[BEGIN Material for the task]
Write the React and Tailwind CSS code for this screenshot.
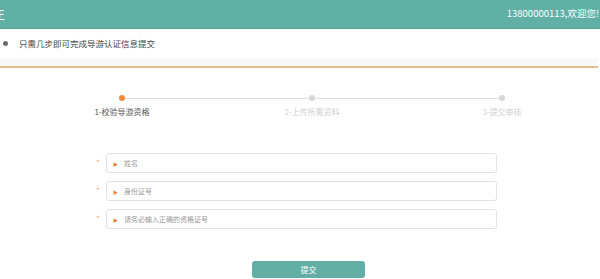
import React from "react";

const font = { fontFamily: '"Noto Sans CJK SC", "Noto Sans", sans-serif' };

const steps = [
  { label: "1-校验导游资格", active: true },
  { label: "2-上传所需资料", active: false },
  { label: "3-提交审核", active: false },
];

const fields = ["姓名", "身份证号", "请务必输入正确的资格证号"];

const App = () => {
  return (
    <div className="w-[600px] h-[279px] overflow-hidden bg-white font-['Noto_Sans_CJK_SC',sans-serif]">
      {/* Header */}
      <div className="h-[29px] bg-[#60b0a6] border-b border-[#58a298] flex items-center justify-between text-white">
        <span className="text-[11px] -ml-[6px] leading-none">王</span>
        <span className="text-[9.5px] pr-[1px] leading-none">13800000113,欢迎您!</span>
      </div>

      {/* Title */}
      <div className="h-[29px] flex items-center pl-[3px]">
        <div className="w-[5px] h-[5px] rounded-full bg-[#6b6b6b]"></div>
        <span className="ml-[11px] text-[8.5px] text-[#444]">只需几步即可完成导游认证信息提交</span>
      </div>
      <div className="h-[8px] bg-[#f8f8f8] mr-[2px]"></div>
      <div className="h-[2px] bg-[#e2bd90] mr-[2px]"></div>

      {/* Steps */}
      <div className="ml-[27px] w-[570px] grid grid-cols-3 mt-[27px]">
        {steps.map((s, i) => (
          <div key={i} className="flex flex-col items-center">
            <div className="w-full flex items-center">
              <div className={"flex-1 h-[1px] " + (i === 0 ? "bg-transparent" : "bg-[#dedede]")}></div>
              <div className={"w-[6px] h-[6px] rounded-full " + (s.active ? "bg-[#f08a3c]" : "bg-[#d6d6d6]")}></div>
              <div className={"flex-1 h-[1px] " + (i === 2 ? "bg-transparent" : "bg-[#dedede]")}></div>
            </div>
            <span className={"mt-[5px] text-[8px] leading-[12px] " + (s.active ? "text-[#555]" : "text-[#d0d0d0]")}>
              {s.label}
            </span>
          </div>
        ))}
      </div>

      {/* Form */}
      <div className="mt-[35px] flex flex-col gap-[8px] pl-[96px]">
        {fields.map((f, i) => (
          <div key={i} className="flex items-center">
            <span className="w-[10px] text-[8px] text-[#f0a878] leading-none">*</span>
            <div className="w-[391px] h-[20px] border border-[#e3e3e3] rounded-[3px] flex items-center pl-[6px]">
              <span className="text-[5px] text-[#e8823a] leading-none">▶</span>
              <span className="ml-[6px] text-[7px] text-[#999] leading-none">{f}</span>
            </div>
          </div>
        ))}
      </div>

      {/* Submit */}
      <div className="mt-[32px] ml-[252px] w-[113px] h-[17px] rounded-[3px] bg-[#62aea4] flex items-center justify-center">
        <span className="text-[8px] text-white leading-none">提交</span>
      </div>
    </div>
  );
};

export default App;
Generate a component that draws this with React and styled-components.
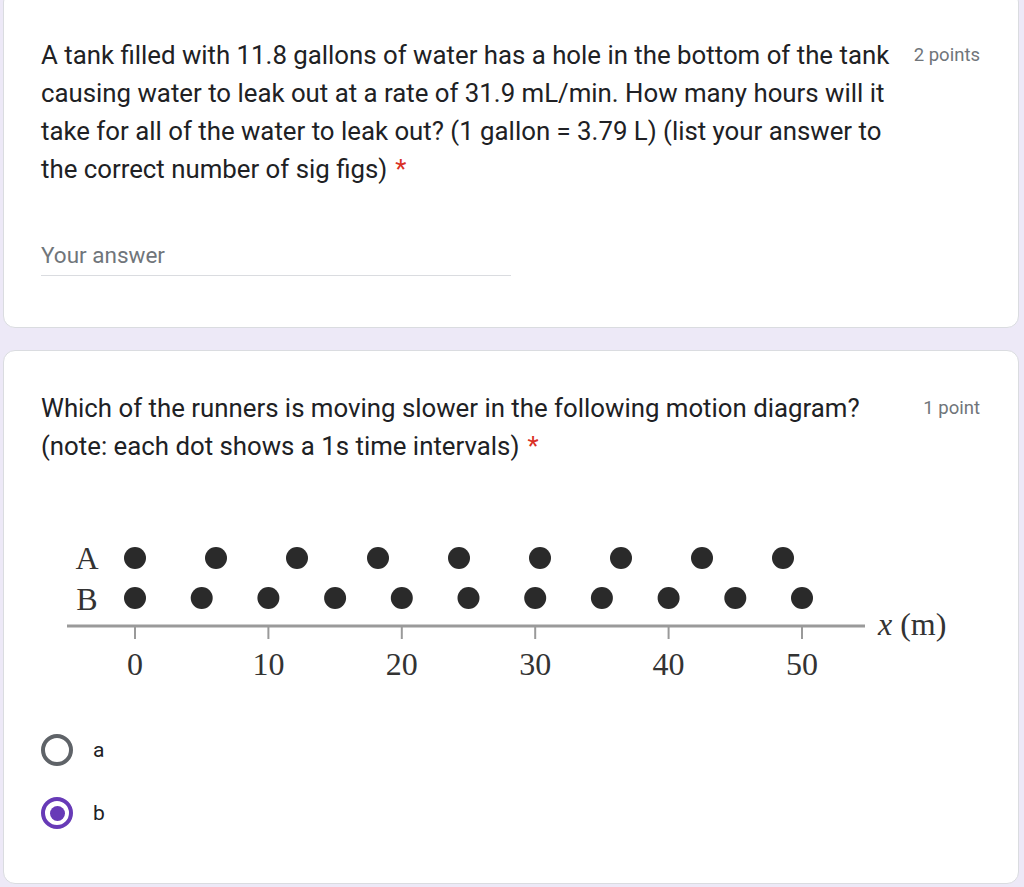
import React from 'react';
import styled, { createGlobalStyle } from 'styled-components';

const GlobalStyle = createGlobalStyle`
  html, body {
    margin: 0;
    padding: 0;
    background: #ede9f7;
  }
  body {
    font-family: Roboto, "Noto Sans", Arial, sans-serif;
    color: #202124;
    overflow: hidden;
  }
`;

const Page = styled.div`
  display: flex;
  flex-direction: column;
  gap: 22px;
  padding: 0 5px 0 3px;
  height: 887px;
  box-sizing: border-box;
`;

const Card = styled.div`
  background: #fff;
  border: 1px solid #dadce0;
  border-radius: 12px;
  box-sizing: border-box;
  height: ${({ height }) => height}px;
  margin-top: ${({ offset }) => offset || 0}px;
  padding: ${({ top }) => top}px 38px 0 37px;
`;

const QuestionHeader = styled.div`
  display: flex;
  align-items: flex-start;
  justify-content: space-between;
`;

const QuestionText = styled.div`
  width: 852px;
  font-size: 25.8px;
  line-height: 38px;
`;

const Required = styled.span`
  color: #d93025;
  margin-left: 8px;
`;

const Points = styled.div`
  font-size: 18.5px;
  line-height: 38px;
  color: #70757a;
  white-space: nowrap;
`;

const AnswerField = styled.div`
  width: 470px;
  margin-top: 53px;
  padding-bottom: 6px;
  border-bottom: 1px solid #dadce0;
  font-size: 22.5px;
  line-height: 28px;
  color: #70757a;
`;

const Diagram = styled.svg`
  display: block;
  margin: 70px 0 0 19px;
`;

const Options = styled.div`
  display: flex;
  flex-direction: column;
  gap: 31px;
  margin-top: 49px;
`;

const Option = styled.label`
  display: flex;
  align-items: center;
  gap: 20px;
  font-size: 21px;
  color: #202124;
  height: 32px;
`;

const Radio = styled.span`
  width: 32px;
  height: 32px;
  border-radius: 50%;
  box-sizing: border-box;
  border: 4px solid ${({ checked }) => (checked ? '#673ab7' : '#5f6368')};
  display: flex;
  align-items: center;
  justify-content: center;
  &::after {
    content: '';
    width: 15px;
    height: 15px;
    border-radius: 50%;
    background: #673ab7;
    display: ${({ checked }) => (checked ? 'block' : 'none')};
  }
`;

const aDots = Array.from({ length: 9 }, (_, i) => 75 + i * 81);
const bDots = Array.from({ length: 11 }, (_, i) => 75 + i * 66.7);
const ticks = [0, 10, 20, 30, 40, 50];

const MotionDiagram = () => (
  <Diagram width="910" height="150" viewBox="0 0 910 150">
    <g fontFamily='"Liberation Serif", "Times New Roman", serif' fontSize="32" fill="#333">
      <text x="27" y="34" textAnchor="middle">A</text>
      <text x="27" y="75" textAnchor="middle">B</text>
    </g>
    {aDots.map((x) => (
      <circle key={'a' + x} cx={x} cy="23" r="11" fill="#2a2a2a" />
    ))}
    {bDots.map((x) => (
      <circle key={'b' + x} cx={x} cy="63" r="11" fill="#2a2a2a" />
    ))}
    <line x1="7" y1="91" x2="805" y2="91" stroke="#9a9a9a" strokeWidth="3" />
    {ticks.map((t, i) => {
      const x = 75 + i * 133.4;
      return (
        <g key={t}>
          <line x1={x} y1="92" x2={x} y2="104" stroke="#9a9a9a" strokeWidth="2" />
          <text
            x={x}
            y="140"
            textAnchor="middle"
            fontFamily='"Liberation Serif", "Times New Roman", serif'
            fontSize="32"
            fill="#333"
          >
            {t}
          </text>
        </g>
      );
    })}
    <text x="818" y="100" fontFamily='"Liberation Serif", "Times New Roman", serif' fontSize="32" fill="#333">
      <tspan fontStyle="italic">x</tspan> (m)
    </text>
  </Diagram>
);

export default function App() {
  return (
    <>
      <GlobalStyle />
      <Page>
        <Card height={338} offset={-10} top={45}>
          <QuestionHeader>
            <QuestionText>
              A tank filled with 11.8 gallons of water has a hole in the bottom of the tank causing water to leak
              out at a rate of 31.9 mL/min. How many hours will it take for all of the water to leak out? (1 gallon
              = 3.79 L) (list your answer to the correct number of sig figs)
              <Required>*</Required>
            </QuestionText>
            <Points>2 points</Points>
          </QuestionHeader>
          <AnswerField>Your answer</AnswerField>
        </Card>
        <Card height={534} top={38}>
          <QuestionHeader>
            <QuestionText>
              Which of the runners is moving slower in the following motion diagram? (note: each dot shows a 1s
              time intervals)
              <Required>*</Required>
            </QuestionText>
            <Points>1 point</Points>
          </QuestionHeader>
          <MotionDiagram />
          <Options>
            <Option>
              <Radio />
              a
            </Option>
            <Option>
              <Radio checked />
              b
            </Option>
          </Options>
        </Card>
      </Page>
    </>
  );
}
[END Material for the task]
Problem statement :: The records above need to be given again exactly. Omit the pictures.

Solution to the problem ::
Write the React and Tailwind CSS code for this screenshot.
import React from "react";

const font = { fontFamily: '"Noto Sans CJK SC", "Noto Sans", sans-serif' };

const steps = [
  { label: "1-校验导游资格", active: true },
  { label: "2-上传所需资料", active: false },
  { label: "3-提交审核", active: false },
];

const fields = ["姓名", "身份证号", "请务必输入正确的资格证号"];

const App = () => {
  return (
    <div className="w-[600px] h-[279px] overflow-hidden bg-white font-['Noto_Sans_CJK_SC',sans-serif]">
      {/* Header */}
      <div className="h-[29px] bg-[#60b0a6] border-b border-[#58a298] flex items-center justify-between text-white">
        <span className="text-[11px] -ml-[6px] leading-none">王</span>
        <span className="text-[9.5px] pr-[1px] leading-none">13800000113,欢迎您!</span>
      </div>

      {/* Title */}
      <div className="h-[29px] flex items-center pl-[3px]">
        <div className="w-[5px] h-[5px] rounded-full bg-[#6b6b6b]"></div>
        <span className="ml-[11px] text-[8.5px] text-[#444]">只需几步即可完成导游认证信息提交</span>
      </div>
      <div className="h-[8px] bg-[#f8f8f8] mr-[2px]"></div>
      <div className="h-[2px] bg-[#e2bd90] mr-[2px]"></div>

      {/* Steps */}
      <div className="ml-[27px] w-[570px] grid grid-cols-3 mt-[27px]">
        {steps.map((s, i) => (
          <div key={i} className="flex flex-col items-center">
            <div className="w-full flex items-center">
              <div className={"flex-1 h-[1px] " + (i === 0 ? "bg-transparent" : "bg-[#dedede]")}></div>
              <div className={"w-[6px] h-[6px] rounded-full " + (s.active ? "bg-[#f08a3c]" : "bg-[#d6d6d6]")}></div>
              <div className={"flex-1 h-[1px] " + (i === 2 ? "bg-transparent" : "bg-[#dedede]")}></div>
            </div>
            <span className={"mt-[5px] text-[8px] leading-[12px] " + (s.active ? "text-[#555]" : "text-[#d0d0d0]")}>
              {s.label}
            </span>
          </div>
        ))}
      </div>

      {/* Form */}
      <div className="mt-[35px] flex flex-col gap-[8px] pl-[96px]">
        {fields.map((f, i) => (
          <div key={i} className="flex items-center">
            <span className="w-[10px] text-[8px] text-[#f0a878] leading-none">*</span>
            <div className="w-[391px] h-[20px] border border-[#e3e3e3] rounded-[3px] flex items-center pl-[6px]">
              <span className="text-[5px] text-[#e8823a] leading-none">▶</span>
              <span className="ml-[6px] text-[7px] text-[#999] leading-none">{f}</span>
            </div>
          </div>
        ))}
      </div>

      {/* Submit */}
      <div className="mt-[32px] ml-[252px] w-[113px] h-[17px] rounded-[3px] bg-[#62aea4] flex items-center justify-center">
        <span className="text-[8px] text-white leading-none">提交</span>
      </div>
    </div>
  );
};

export default App;
Generate a component that draws this with React and styled-components.
import React from 'react';
import styled, { createGlobalStyle } from 'styled-components';

const GlobalStyle = createGlobalStyle`
  html, body {
    margin: 0;
    padding: 0;
    background: #ede9f7;
  }
  body {
    font-family: Roboto, "Noto Sans", Arial, sans-serif;
    color: #202124;
    overflow: hidden;
  }
`;

const Page = styled.div`
  display: flex;
  flex-direction: column;
  gap: 22px;
  padding: 0 5px 0 3px;
  height: 887px;
  box-sizing: border-box;
`;

const Card = styled.div`
  background: #fff;
  border: 1px solid #dadce0;
  border-radius: 12px;
  box-sizing: border-box;
  height: ${({ height }) => height}px;
  margin-top: ${({ offset }) => offset || 0}px;
  padding: ${({ top }) => top}px 38px 0 37px;
`;

const QuestionHeader = styled.div`
  display: flex;
  align-items: flex-start;
  justify-content: space-between;
`;

const QuestionText = styled.div`
  width: 852px;
  font-size: 25.8px;
  line-height: 38px;
`;

const Required = styled.span`
  color: #d93025;
  margin-left: 8px;
`;

const Points = styled.div`
  font-size: 18.5px;
  line-height: 38px;
  color: #70757a;
  white-space: nowrap;
`;

const AnswerField = styled.div`
  width: 470px;
  margin-top: 53px;
  padding-bottom: 6px;
  border-bottom: 1px solid #dadce0;
  font-size: 22.5px;
  line-height: 28px;
  color: #70757a;
`;

const Diagram = styled.svg`
  display: block;
  margin: 70px 0 0 19px;
`;

const Options = styled.div`
  display: flex;
  flex-direction: column;
  gap: 31px;
  margin-top: 49px;
`;

const Option = styled.label`
  display: flex;
  align-items: center;
  gap: 20px;
  font-size: 21px;
  color: #202124;
  height: 32px;
`;

const Radio = styled.span`
  width: 32px;
  height: 32px;
  border-radius: 50%;
  box-sizing: border-box;
  border: 4px solid ${({ checked }) => (checked ? '#673ab7' : '#5f6368')};
  display: flex;
  align-items: center;
  justify-content: center;
  &::after {
    content: '';
    width: 15px;
    height: 15px;
    border-radius: 50%;
    background: #673ab7;
    display: ${({ checked }) => (checked ? 'block' : 'none')};
  }
`;

const aDots = Array.from({ length: 9 }, (_, i) => 75 + i * 81);
const bDots = Array.from({ length: 11 }, (_, i) => 75 + i * 66.7);
const ticks = [0, 10, 20, 30, 40, 50];

const MotionDiagram = () => (
  <Diagram width="910" height="150" viewBox="0 0 910 150">
    <g fontFamily='"Liberation Serif", "Times New Roman", serif' fontSize="32" fill="#333">
      <text x="27" y="34" textAnchor="middle">A</text>
      <text x="27" y="75" textAnchor="middle">B</text>
    </g>
    {aDots.map((x) => (
      <circle key={'a' + x} cx={x} cy="23" r="11" fill="#2a2a2a" />
    ))}
    {bDots.map((x) => (
      <circle key={'b' + x} cx={x} cy="63" r="11" fill="#2a2a2a" />
    ))}
    <line x1="7" y1="91" x2="805" y2="91" stroke="#9a9a9a" strokeWidth="3" />
    {ticks.map((t, i) => {
      const x = 75 + i * 133.4;
      return (
        <g key={t}>
          <line x1={x} y1="92" x2={x} y2="104" stroke="#9a9a9a" strokeWidth="2" />
          <text
            x={x}
            y="140"
            textAnchor="middle"
            fontFamily='"Liberation Serif", "Times New Roman", serif'
            fontSize="32"
            fill="#333"
          >
            {t}
          </text>
        </g>
      );
    })}
    <text x="818" y="100" fontFamily='"Liberation Serif", "Times New Roman", serif' fontSize="32" fill="#333">
      <tspan fontStyle="italic">x</tspan> (m)
    </text>
  </Diagram>
);

export default function App() {
  return (
    <>
      <GlobalStyle />
      <Page>
        <Card height={338} offset={-10} top={45}>
          <QuestionHeader>
            <QuestionText>
              A tank filled with 11.8 gallons of water has a hole in the bottom of the tank causing water to leak
              out at a rate of 31.9 mL/min. How many hours will it take for all of the water to leak out? (1 gallon
              = 3.79 L) (list your answer to the correct number of sig figs)
              <Required>*</Required>
            </QuestionText>
            <Points>2 points</Points>
          </QuestionHeader>
          <AnswerField>Your answer</AnswerField>
        </Card>
        <Card height={534} top={38}>
          <QuestionHeader>
            <QuestionText>
              Which of the runners is moving slower in the following motion diagram? (note: each dot shows a 1s
              time intervals)
              <Required>*</Required>
            </QuestionText>
            <Points>1 point</Points>
          </QuestionHeader>
          <MotionDiagram />
          <Options>
            <Option>
              <Radio />
              a
            </Option>
            <Option>
              <Radio checked />
              b
            </Option>
          </Options>
        </Card>
      </Page>
    </>
  );
}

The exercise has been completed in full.